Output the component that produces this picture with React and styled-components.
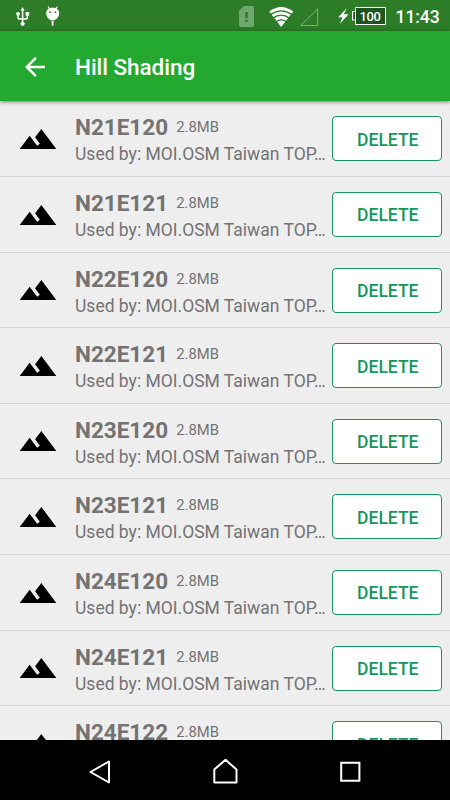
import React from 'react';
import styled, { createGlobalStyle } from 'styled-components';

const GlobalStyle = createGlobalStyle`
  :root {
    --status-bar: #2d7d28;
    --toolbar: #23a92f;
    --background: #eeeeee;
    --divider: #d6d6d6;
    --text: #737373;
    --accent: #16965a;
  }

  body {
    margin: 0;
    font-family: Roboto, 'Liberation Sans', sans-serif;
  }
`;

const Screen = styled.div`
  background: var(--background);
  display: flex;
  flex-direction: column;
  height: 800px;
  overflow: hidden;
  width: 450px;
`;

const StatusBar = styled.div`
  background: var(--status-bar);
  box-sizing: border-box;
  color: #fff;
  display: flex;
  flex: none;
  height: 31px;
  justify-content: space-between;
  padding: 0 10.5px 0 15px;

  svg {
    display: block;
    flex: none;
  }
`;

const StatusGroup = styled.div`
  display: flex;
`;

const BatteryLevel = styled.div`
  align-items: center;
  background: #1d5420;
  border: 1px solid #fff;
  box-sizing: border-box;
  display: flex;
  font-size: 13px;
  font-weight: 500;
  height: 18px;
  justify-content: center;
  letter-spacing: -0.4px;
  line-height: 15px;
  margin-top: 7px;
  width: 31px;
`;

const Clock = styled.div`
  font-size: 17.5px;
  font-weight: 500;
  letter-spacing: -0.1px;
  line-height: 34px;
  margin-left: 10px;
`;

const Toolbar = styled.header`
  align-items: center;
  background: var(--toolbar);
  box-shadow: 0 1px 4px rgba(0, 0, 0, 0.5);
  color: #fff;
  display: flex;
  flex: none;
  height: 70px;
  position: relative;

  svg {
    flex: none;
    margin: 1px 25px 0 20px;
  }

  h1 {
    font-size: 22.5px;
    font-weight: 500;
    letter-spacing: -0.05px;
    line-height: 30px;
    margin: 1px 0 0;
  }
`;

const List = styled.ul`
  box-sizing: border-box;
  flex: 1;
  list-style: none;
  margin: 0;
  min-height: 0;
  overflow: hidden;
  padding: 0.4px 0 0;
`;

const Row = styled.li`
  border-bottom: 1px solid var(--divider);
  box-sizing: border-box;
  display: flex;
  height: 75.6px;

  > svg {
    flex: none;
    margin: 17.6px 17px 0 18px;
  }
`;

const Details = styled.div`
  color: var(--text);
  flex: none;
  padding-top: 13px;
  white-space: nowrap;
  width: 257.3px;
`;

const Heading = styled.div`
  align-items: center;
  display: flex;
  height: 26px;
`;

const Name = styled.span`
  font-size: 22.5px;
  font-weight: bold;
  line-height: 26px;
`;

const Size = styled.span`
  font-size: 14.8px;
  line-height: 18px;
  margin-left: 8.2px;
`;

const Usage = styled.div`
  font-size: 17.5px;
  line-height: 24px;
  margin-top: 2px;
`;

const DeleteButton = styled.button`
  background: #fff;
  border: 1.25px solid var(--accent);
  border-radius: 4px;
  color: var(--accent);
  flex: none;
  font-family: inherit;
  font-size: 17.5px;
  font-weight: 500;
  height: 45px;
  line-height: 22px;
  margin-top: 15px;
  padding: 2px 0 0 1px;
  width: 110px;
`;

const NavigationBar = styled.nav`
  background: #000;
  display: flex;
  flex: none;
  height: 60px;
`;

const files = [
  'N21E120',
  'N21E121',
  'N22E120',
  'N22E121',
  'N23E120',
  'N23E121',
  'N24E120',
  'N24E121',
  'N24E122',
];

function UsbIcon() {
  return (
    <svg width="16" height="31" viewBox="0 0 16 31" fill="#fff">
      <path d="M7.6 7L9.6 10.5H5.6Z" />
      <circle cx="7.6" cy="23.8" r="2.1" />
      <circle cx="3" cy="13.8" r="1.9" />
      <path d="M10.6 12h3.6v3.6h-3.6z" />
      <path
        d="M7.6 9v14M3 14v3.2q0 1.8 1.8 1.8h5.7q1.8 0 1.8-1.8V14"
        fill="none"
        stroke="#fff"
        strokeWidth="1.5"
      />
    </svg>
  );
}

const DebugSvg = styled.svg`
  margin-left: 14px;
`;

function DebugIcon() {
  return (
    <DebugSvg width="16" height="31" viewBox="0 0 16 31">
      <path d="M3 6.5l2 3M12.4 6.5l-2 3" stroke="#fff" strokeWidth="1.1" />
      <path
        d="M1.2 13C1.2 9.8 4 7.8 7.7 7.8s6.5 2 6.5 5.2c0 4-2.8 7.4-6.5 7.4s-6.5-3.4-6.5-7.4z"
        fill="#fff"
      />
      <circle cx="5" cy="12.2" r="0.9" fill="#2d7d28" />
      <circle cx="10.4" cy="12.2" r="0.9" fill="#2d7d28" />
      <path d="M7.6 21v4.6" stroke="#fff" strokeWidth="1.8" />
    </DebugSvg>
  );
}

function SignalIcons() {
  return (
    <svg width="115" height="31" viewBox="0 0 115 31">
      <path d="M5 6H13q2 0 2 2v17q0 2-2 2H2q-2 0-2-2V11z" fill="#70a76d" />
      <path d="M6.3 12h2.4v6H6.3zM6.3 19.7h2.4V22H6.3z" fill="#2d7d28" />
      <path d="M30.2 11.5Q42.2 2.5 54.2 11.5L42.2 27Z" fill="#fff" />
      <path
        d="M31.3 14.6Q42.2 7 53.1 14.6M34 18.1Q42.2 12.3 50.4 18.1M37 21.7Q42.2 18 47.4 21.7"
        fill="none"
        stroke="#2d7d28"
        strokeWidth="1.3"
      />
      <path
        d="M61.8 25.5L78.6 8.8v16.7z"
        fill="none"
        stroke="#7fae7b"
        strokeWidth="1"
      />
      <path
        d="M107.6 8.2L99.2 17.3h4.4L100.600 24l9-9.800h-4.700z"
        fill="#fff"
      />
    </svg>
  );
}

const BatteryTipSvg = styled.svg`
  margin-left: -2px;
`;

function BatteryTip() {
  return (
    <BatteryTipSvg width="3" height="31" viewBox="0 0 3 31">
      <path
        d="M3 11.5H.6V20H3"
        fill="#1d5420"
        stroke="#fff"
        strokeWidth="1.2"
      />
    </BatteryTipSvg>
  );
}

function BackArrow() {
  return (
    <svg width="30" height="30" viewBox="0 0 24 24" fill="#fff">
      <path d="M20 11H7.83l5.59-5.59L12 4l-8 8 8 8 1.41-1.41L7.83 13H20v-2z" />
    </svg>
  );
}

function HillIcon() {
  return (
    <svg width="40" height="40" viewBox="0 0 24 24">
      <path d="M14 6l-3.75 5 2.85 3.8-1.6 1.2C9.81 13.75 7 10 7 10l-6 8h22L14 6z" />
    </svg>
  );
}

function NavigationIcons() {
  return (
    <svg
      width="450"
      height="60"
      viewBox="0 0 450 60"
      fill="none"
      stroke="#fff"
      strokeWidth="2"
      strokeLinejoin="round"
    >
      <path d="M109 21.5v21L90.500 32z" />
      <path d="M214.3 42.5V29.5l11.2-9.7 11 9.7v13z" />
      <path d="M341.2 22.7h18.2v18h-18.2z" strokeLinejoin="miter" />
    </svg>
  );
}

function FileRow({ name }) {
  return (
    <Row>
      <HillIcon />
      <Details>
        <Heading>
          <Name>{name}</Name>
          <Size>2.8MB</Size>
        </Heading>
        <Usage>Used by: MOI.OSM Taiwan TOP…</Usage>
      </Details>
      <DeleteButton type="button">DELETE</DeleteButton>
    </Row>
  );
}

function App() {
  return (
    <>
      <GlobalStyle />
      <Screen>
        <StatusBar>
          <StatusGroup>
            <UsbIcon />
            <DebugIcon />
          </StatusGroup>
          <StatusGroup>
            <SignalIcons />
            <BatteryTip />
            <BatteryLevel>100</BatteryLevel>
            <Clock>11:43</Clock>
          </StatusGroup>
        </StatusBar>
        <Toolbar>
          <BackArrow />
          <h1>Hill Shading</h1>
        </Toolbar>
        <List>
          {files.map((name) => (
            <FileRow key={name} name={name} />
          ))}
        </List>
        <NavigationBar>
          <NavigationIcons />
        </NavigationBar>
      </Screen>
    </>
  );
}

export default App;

---

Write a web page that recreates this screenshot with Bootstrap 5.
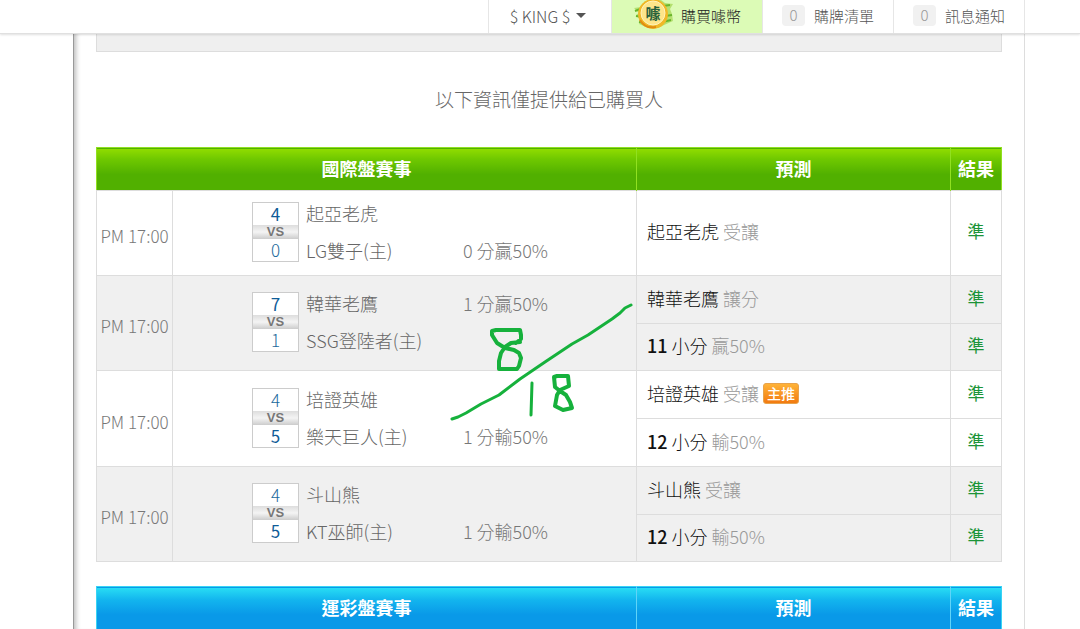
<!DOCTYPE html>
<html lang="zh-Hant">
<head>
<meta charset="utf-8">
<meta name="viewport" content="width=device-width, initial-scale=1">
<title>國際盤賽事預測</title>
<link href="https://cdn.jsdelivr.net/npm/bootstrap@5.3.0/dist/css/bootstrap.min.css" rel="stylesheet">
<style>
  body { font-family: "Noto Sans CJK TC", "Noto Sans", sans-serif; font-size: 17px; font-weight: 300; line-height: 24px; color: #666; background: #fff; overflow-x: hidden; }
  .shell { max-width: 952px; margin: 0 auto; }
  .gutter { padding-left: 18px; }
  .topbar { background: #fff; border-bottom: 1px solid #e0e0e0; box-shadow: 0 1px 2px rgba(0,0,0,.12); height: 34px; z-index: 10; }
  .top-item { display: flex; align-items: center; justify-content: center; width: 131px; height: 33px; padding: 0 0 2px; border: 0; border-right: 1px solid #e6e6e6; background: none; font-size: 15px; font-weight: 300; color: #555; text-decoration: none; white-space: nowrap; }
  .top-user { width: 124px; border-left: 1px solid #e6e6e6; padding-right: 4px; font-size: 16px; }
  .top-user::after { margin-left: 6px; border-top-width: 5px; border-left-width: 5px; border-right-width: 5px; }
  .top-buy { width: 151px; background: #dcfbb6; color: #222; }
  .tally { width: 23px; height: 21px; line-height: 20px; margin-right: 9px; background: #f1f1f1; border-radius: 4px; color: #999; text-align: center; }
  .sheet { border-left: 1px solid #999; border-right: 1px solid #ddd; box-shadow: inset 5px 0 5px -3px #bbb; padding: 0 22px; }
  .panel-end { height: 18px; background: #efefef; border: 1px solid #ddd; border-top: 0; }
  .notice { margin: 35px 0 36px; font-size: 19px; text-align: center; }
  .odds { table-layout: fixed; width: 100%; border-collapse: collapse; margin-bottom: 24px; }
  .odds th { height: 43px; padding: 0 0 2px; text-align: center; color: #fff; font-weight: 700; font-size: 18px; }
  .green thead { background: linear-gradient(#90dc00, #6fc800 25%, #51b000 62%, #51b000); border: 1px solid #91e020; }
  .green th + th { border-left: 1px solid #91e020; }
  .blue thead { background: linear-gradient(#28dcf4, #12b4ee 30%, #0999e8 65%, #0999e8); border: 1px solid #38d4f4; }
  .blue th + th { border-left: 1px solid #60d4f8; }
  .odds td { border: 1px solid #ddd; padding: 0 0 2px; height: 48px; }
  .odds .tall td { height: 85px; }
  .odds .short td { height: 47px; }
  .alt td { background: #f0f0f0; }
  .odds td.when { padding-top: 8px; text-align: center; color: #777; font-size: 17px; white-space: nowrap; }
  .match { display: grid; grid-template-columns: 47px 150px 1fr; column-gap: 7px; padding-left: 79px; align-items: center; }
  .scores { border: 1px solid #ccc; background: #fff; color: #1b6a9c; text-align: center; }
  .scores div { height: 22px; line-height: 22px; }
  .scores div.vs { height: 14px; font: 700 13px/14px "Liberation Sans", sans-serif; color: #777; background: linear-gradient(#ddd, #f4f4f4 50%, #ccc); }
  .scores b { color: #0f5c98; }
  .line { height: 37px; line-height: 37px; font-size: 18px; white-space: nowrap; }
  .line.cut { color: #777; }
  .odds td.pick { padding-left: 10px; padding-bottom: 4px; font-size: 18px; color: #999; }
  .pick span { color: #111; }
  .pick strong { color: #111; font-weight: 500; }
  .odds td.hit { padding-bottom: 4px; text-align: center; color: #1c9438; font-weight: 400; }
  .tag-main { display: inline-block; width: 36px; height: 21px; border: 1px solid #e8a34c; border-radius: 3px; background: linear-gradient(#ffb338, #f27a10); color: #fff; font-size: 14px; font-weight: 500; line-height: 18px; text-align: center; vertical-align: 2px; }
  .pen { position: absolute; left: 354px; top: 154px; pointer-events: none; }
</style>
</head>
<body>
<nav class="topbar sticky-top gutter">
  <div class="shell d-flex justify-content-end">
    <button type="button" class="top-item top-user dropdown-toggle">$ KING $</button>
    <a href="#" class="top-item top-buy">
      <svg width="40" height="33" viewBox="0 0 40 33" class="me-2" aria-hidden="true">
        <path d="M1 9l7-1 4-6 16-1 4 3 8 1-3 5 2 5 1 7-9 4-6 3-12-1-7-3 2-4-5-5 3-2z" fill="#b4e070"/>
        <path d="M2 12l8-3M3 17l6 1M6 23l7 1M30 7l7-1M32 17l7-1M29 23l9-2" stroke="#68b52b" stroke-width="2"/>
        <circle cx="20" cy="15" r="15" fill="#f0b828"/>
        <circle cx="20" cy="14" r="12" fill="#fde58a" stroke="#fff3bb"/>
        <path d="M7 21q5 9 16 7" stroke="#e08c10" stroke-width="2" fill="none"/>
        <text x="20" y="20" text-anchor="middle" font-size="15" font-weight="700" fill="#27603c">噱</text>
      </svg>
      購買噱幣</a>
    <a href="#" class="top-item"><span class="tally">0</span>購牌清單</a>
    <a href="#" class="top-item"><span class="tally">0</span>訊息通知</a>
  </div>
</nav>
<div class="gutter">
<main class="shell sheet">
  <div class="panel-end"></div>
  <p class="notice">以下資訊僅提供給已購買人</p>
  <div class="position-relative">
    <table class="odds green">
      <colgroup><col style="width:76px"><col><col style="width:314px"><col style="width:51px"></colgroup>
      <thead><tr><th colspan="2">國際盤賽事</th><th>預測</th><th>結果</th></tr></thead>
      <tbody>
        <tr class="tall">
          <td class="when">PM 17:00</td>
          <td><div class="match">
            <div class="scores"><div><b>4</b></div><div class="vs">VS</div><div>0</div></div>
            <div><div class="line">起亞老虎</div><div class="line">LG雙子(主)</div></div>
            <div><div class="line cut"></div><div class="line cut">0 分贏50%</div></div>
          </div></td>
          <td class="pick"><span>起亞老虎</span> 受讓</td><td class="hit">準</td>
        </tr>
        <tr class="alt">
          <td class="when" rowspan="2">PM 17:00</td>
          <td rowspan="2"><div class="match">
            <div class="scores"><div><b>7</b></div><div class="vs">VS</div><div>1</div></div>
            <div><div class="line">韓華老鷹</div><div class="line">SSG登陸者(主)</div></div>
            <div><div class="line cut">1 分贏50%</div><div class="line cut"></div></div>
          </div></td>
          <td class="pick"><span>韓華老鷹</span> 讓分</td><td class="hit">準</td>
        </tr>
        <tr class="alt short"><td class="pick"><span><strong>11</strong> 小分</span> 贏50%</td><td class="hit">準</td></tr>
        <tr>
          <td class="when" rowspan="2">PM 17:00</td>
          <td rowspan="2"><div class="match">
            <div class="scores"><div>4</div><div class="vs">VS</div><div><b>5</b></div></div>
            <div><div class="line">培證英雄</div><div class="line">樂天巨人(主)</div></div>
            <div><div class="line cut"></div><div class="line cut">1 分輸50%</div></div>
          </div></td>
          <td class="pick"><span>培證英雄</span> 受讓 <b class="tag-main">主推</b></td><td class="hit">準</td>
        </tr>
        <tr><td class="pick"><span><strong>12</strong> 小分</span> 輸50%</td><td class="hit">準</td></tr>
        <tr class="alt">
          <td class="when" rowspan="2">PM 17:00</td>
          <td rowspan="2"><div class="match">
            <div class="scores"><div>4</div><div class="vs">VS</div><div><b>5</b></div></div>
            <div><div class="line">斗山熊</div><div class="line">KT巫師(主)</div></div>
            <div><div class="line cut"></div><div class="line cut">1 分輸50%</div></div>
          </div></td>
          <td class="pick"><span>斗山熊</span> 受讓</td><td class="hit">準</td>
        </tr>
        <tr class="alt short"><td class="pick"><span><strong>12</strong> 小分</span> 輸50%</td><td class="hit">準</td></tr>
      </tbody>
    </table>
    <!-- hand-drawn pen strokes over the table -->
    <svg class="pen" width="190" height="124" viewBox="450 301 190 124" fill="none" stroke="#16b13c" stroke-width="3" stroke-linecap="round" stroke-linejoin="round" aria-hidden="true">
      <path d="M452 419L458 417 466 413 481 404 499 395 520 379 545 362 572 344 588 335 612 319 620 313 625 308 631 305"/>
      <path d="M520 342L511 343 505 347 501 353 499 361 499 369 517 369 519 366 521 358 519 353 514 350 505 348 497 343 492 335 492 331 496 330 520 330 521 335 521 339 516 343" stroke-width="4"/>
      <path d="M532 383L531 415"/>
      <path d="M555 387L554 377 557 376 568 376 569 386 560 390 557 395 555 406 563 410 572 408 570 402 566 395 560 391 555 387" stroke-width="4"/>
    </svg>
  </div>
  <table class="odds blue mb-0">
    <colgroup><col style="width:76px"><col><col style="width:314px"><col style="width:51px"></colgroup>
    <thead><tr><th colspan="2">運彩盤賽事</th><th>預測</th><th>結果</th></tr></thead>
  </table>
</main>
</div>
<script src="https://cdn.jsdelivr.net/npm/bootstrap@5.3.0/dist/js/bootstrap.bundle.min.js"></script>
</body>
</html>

• To do
Select every line in the records above that contains the word "with".

• Output for this exercise
Output the component that produces this picture with React and styled-components.
Write a web page that recreates this screenshot with Bootstrap 5.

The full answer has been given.